Items –

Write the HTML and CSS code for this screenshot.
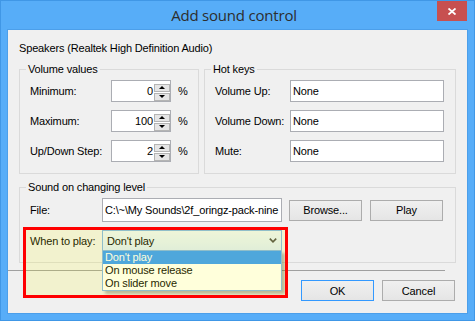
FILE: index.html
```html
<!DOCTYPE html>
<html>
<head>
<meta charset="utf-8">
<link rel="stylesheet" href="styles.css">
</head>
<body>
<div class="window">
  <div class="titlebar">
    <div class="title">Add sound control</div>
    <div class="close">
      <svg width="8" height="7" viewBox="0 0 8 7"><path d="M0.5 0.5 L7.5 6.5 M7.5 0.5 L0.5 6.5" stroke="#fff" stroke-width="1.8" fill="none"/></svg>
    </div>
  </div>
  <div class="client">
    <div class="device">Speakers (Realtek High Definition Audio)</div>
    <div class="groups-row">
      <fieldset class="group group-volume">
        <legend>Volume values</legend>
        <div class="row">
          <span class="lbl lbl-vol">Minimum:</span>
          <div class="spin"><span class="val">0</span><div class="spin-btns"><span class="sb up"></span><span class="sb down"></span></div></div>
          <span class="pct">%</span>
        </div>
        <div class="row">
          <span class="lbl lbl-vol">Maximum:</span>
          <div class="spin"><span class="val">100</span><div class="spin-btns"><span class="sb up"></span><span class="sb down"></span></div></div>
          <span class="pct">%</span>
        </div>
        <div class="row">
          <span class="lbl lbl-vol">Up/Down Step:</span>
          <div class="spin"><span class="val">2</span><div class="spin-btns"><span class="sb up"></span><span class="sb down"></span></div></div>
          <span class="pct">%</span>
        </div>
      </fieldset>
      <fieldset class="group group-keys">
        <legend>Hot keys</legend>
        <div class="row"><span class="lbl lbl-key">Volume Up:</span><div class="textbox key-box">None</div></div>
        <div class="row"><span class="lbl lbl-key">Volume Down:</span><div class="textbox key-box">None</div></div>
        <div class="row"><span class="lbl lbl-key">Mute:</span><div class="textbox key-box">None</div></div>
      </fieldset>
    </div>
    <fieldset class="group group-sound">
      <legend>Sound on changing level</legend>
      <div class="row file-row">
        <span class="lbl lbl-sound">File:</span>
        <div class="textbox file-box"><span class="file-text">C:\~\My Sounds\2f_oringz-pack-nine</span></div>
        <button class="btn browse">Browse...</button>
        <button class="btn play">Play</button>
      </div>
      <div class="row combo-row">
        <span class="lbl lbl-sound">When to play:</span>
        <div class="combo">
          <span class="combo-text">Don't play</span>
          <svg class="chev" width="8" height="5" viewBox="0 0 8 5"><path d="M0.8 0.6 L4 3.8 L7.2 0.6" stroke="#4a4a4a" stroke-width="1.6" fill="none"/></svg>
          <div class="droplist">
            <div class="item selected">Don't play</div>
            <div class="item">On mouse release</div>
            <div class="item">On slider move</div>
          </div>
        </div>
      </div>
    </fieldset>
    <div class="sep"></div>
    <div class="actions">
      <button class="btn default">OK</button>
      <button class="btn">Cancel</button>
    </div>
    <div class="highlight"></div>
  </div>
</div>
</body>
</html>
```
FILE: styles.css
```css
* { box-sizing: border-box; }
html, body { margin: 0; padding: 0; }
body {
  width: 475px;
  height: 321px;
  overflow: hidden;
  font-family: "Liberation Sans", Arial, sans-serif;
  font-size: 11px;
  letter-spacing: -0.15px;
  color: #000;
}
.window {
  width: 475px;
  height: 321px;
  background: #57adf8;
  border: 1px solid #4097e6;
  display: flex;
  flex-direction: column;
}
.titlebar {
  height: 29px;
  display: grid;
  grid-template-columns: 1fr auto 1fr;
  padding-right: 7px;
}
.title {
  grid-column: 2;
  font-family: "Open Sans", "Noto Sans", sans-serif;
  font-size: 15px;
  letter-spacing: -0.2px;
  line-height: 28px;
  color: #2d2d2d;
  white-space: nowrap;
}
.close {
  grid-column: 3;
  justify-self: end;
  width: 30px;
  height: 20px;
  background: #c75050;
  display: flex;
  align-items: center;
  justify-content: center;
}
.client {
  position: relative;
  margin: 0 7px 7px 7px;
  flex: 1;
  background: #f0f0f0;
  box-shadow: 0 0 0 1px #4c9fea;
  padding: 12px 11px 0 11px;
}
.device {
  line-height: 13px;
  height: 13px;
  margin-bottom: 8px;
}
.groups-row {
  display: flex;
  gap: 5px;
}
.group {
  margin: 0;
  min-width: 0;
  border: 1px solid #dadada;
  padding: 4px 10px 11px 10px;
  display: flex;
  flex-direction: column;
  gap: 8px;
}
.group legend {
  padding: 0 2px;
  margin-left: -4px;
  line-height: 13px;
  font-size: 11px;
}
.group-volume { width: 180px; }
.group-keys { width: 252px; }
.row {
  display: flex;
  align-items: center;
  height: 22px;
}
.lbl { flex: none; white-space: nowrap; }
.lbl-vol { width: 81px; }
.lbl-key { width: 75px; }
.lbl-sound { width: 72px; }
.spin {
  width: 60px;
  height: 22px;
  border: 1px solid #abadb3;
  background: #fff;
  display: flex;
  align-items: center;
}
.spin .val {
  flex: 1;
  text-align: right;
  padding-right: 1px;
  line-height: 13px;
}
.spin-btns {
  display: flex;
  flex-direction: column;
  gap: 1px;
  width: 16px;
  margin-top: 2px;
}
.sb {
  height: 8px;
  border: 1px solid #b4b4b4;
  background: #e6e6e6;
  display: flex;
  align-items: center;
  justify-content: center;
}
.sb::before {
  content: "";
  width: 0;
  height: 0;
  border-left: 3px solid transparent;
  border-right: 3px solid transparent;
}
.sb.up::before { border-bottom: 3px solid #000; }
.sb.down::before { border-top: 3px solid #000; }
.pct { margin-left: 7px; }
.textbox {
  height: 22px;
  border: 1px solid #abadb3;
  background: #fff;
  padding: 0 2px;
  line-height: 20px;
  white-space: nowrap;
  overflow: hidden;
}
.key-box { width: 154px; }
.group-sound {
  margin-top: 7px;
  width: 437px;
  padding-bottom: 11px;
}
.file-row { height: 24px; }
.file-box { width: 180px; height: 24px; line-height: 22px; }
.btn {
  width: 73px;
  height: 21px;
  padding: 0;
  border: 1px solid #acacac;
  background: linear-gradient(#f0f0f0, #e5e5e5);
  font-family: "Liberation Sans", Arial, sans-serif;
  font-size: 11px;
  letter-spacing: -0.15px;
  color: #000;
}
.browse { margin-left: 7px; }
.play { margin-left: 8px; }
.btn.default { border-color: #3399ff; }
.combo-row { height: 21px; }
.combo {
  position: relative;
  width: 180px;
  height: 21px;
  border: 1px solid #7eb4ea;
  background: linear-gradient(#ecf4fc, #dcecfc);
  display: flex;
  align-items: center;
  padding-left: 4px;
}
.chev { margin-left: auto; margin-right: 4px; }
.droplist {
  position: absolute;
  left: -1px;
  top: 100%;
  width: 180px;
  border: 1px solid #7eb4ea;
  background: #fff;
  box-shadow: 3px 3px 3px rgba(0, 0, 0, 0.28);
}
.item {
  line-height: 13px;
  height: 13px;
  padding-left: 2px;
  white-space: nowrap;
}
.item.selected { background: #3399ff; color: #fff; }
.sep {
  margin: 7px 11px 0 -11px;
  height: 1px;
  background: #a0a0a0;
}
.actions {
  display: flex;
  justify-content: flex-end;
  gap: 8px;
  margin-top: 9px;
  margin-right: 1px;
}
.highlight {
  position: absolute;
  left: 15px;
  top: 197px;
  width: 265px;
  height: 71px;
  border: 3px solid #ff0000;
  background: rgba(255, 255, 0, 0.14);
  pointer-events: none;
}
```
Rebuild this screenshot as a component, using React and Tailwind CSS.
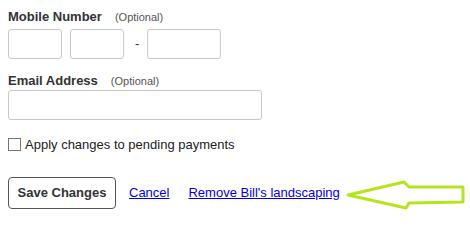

What is needed – Pull out every line containing "this".

Output below –
Write the HTML and CSS code for this screenshot.
Rebuild this screenshot as a component, using React and Tailwind CSS.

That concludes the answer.